In some regions, parasitic wasps have been released to control unwanted pests. Unfortunately, these wasps are also targeting beneficial species, including monarchs! 🐛
There are already enough monarch predators in your garden…what will happen if you unleash thousands more?
8. REPEL WITH PLANTS: Some plants, including onions and marigolds, have been shown to repel aphids and naturally reduce their numbers. Planting these repellents close to milkweed can attract more butterflies while keeping aphid numbers down to reasonable levels.
California Butterfly Lady, Monika Moore, takes thin strips of banana peels and places them on milkweed stems near buds/blooms where aphids like to congregate…not appealing to aphids!
9. CUT IT OUT: If it’s come to the point where aphids have completely engulfed your milkweed, cut back all areas of moderate to heavy infestation and throw out. Make sure to discard the cuttings far away from the garden to avoid a touching aphid-family reunion. I suggest using a yard waste can if you have one.
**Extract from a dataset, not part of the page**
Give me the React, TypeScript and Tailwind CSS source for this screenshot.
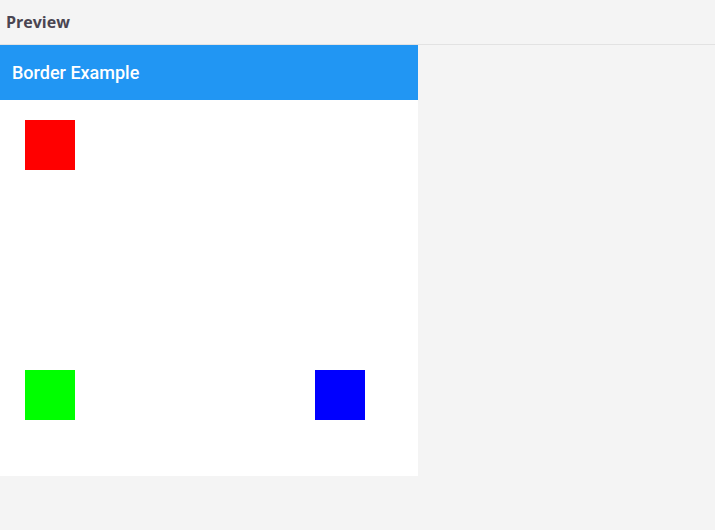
export default function App() {
  return (
    <div className="w-[715px] h-[530px] bg-[#f4f4f4] flex flex-col">
      {/* Top bar */}
      <div className="h-[45px] border-b border-[#e2e2e2] flex items-center px-[6px]">
        <span className="text-[16px] font-bold text-[#4a4551] font-['Open_Sans',sans-serif]">Preview</span>
      </div>

      {/* Preview panel */}
      <div className="w-[418px] bg-white flex flex-col">
        <div className="h-[55px] bg-[#2196f3] flex items-center px-3">
          <span className="text-[18px] font-medium text-white font-['Roboto',sans-serif]">Border Example</span>
        </div>
        <div className="h-[376px] pt-5 pl-[25px] pr-[53px] flex flex-col">
          <div className="w-[50px] h-[50px] bg-[#ff0000]" />
          <div className="mt-[200px] flex justify-between">
            <div className="w-[50px] h-[50px] bg-[#00ff00]" />
            <div className="w-[50px] h-[50px] bg-[#0000ff]" />
          </div>
        </div>
      </div>
    </div>
  );
}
Then, try options #2 , #3, or #4 on less crowded areas so they can’t start another infestation.
It’s not fully understood if/how oleander aphids overwinter, but cutting back infested milkweed plants in late summer/early fall might help you avoid an aphid Gardageddon next season!
10. SUCK THEM UP: This aphid-control strategy was recently shared with me and it eliminates the aphids without using any harsh chemicals or hurting the milkweed.
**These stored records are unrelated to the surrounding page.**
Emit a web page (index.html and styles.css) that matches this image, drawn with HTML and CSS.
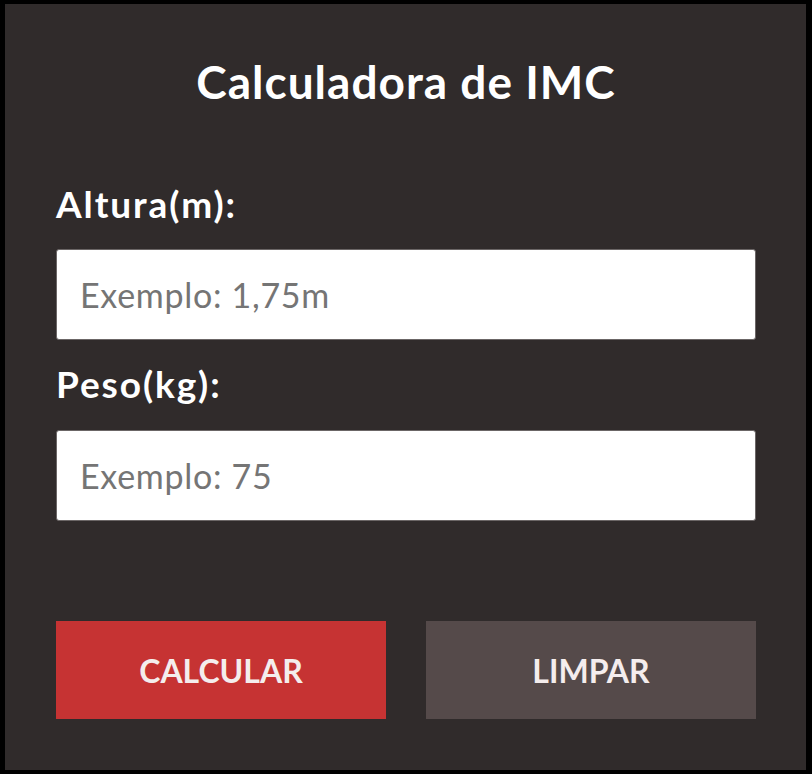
FILE: index.html
```html
<!DOCTYPE html>
<html lang="pt-BR">
<head>
<meta charset="utf-8">
<title>Calculadora de IMC</title>
<link rel="stylesheet" href="styles.css">
</head>
<body>
<main class="panel">
  <h1 class="title">Calculadora de IMC</h1>
  <form class="form">
    <label class="label" for="altura">Altura(m):</label>
    <input class="input" id="altura" type="text" placeholder="Exemplo: 1,75m">
    <label class="label label-second" for="peso">Peso(kg):</label>
    <input class="input" id="peso" type="text" placeholder="Exemplo: 75">
    <div class="actions">
      <button type="button" class="btn btn-primary">CALCULAR</button>
      <button type="button" class="btn btn-secondary">LIMPAR</button>
    </div>
  </form>
</main>
</body>
</html>
```

FILE: styles.css
```css
html, body {
  margin: 0;
  padding: 0;
  background: #000;
}
body {
  padding: 4px 6px 4px 5px;
  font-family: Lato, "Open Sans", sans-serif;
}
.panel {
  box-sizing: border-box;
  height: 766px;
  background: #302b2b;
  padding: 0 50px 0 51px;
  display: flex;
  flex-direction: column;
}
.title {
  margin: 50px 0 0;
  text-align: center;
  font-size: 46px;
  font-weight: 700;
  letter-spacing: 1px;
  line-height: 56px;
  color: #fff;
}
.form {
  display: flex;
  flex-direction: column;
  margin-top: 72px;
}
.label {
  font-size: 37px;
  font-weight: 700;
  letter-spacing: 1.9px;
  line-height: 44px;
  color: #fff;
  margin-bottom: 23px;
}
.label-second {
  margin-top: 22px;
  margin-bottom: 24px;
}
.input {
  box-sizing: border-box;
  height: 91px;
  width: 100%;
  margin: 0;
  border: 1px solid #6b6666;
  border-radius: 3px;
  background: #fff;
  padding: 0 23px;
  font-family: Lato, "Open Sans", sans-serif;
  font-size: 34px;
  letter-spacing: 0.7px;
  color: #222;
}
.input::placeholder {
  color: #757575;
}
.actions {
  display: flex;
  justify-content: space-between;
  margin-top: 100px;
}
.btn {
  width: 330px;
  height: 98px;
  border: none;
  border-radius: 0;
  font-family: Lato, "Open Sans", sans-serif;
  font-size: 32px;
  font-weight: 700;
  color: #f4eded;
  cursor: pointer;
}
.btn-primary {
  background: #c63333;
}
.btn-secondary {
  background: #554a4a;
}
```
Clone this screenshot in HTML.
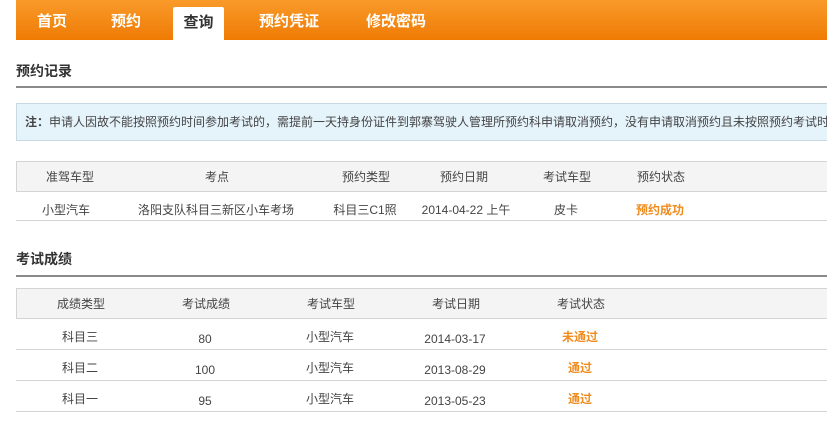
<!DOCTYPE html>
<html><head><meta charset="utf-8">
<style>
*{margin:0;padding:0;box-sizing:border-box}
body{width:827px;height:426px;overflow:hidden;background:#fff;font-family:"Liberation Sans","Noto Sans CJK SC","WenQuanYi Zen Hei",sans-serif;color:#444;font-size:12px;position:relative}
.hdr{position:absolute;left:16px;top:0;width:811px;height:40px;background:linear-gradient(#f99a2a,#ef7b04)}
.tab{position:absolute;top:0;height:40px;line-height:44px;color:#fff;font-weight:bold;font-size:15px;white-space:nowrap;transform:translateX(-50%)}
.act{position:absolute;left:173px;top:7px;width:51px;height:33px;background:#fff;border-radius:2px 2px 0 0;color:#333;font-weight:bold;font-size:15px;text-align:center;line-height:31px}
.ttl{position:absolute;left:16px;font-size:14px;font-weight:bold;color:#333}
.ln{position:absolute;left:16px;width:811px;height:2px;background:#8a8a8a}
.note{position:absolute;left:16px;top:103px;width:815px;height:38px;background:#e5f3fb;border:1px solid #c9d9e3;line-height:36px;padding-left:8px;white-space:nowrap;overflow:hidden;font-size:12px;color:#444}
.row{position:absolute;left:16px;width:811px;border-bottom:1px solid #d4d4d4}
.hd{background:#f4f4f4;border-top:1px solid #d4d4d4;border-left:1px solid #d4d4d4}
.c{position:absolute;top:0;transform:translateX(-50%);white-space:nowrap;font-size:12px;color:#444}
.o{color:#f08c1e;font-weight:bold}
</style></head><body>
<div class="hdr"></div>
<div class="tab" style="left:52px">首页</div>
<div class="tab" style="left:126px">预约</div>
<div class="act">查询</div>
<div class="tab" style="left:289px">预约凭证</div>
<div class="tab" style="left:396px">修改密码</div>

<div class="ttl" style="top:61px">预约记录</div>
<div class="ln" style="top:86px"></div>
<div class="note"><b>注：</b>申请人因故不能按照预约时间参加考试的，需提前一天持身份证件到郭寨驾驶人管理所预约科申请取消预约，没有申请取消预约且未按照预约考试时间参加考试的</div>

<div class="row hd" style="top:161px;height:31px;line-height:30px">
<span class="c" style="left:53px">准驾车型</span><span class="c" style="left:200px">考点</span><span class="c" style="left:349px">预约类型</span><span class="c" style="left:447px">预约日期</span><span class="c" style="left:550px">考试车型</span><span class="c" style="left:644px">预约状态</span></div>
<div class="row" style="top:192px;height:29px;line-height:36px">
<span class="c" style="left:50px">小型汽车</span><span class="c" style="left:200px">洛阳支队科目三新区小车考场</span><span class="c" style="left:349px">科目三C1照</span><span class="c" style="left:450px">2014-04-22 上午</span><span class="c" style="left:550px">皮卡</span><span class="c o" style="left:644px">预约成功</span></div>

<div class="ttl" style="top:249px">考试成绩</div>
<div class="ln" style="top:275px"></div>

<div class="row hd" style="top:288px;height:31px;line-height:31px">
<span class="c" style="left:64px">成绩类型</span><span class="c" style="left:189px">考试成绩</span><span class="c" style="left:314px">考试车型</span><span class="c" style="left:439px">考试日期</span><span class="c" style="left:564px">考试状态</span></div>
<div class="row" style="top:319px;height:31px;line-height:36px">
<span class="c" style="left:64px">科目三</span><span class="c" style="left:189px;top:2px">80</span><span class="c" style="left:314px">小型汽车</span><span class="c" style="left:439px;top:2px">2014-03-17</span><span class="c o" style="left:564px">未通过</span></div>
<div class="row" style="top:350px;height:31px;line-height:36px">
<span class="c" style="left:64px">科目二</span><span class="c" style="left:189px;top:2px">100</span><span class="c" style="left:314px">小型汽车</span><span class="c" style="left:439px;top:2px">2013-08-29</span><span class="c o" style="left:564px">通过</span></div>
<div class="row" style="top:381px;height:31px;line-height:36px">
<span class="c" style="left:64px">科目一</span><span class="c" style="left:189px;top:2px">95</span><span class="c" style="left:314px">小型汽车</span><span class="c" style="left:439px;top:2px">2013-05-23</span><span class="c o" style="left:564px">通过</span></div>
</body></html>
How effective is this strategy? Video doesn’t lie:
11. A BAD IDEA: You could also apply a professional grade pesticide like
malathion, but it’s likely that monarchs, other wildlife, and the environment could suffer injury (or worse) from using harsh chemicals. There’s a reason butterfly gardeners use organic pest control…it won’t kill the butterflies!
Whatever solution you choose to control aphids, remember that early intervention is your best chance for for defeating these sap sucking pests.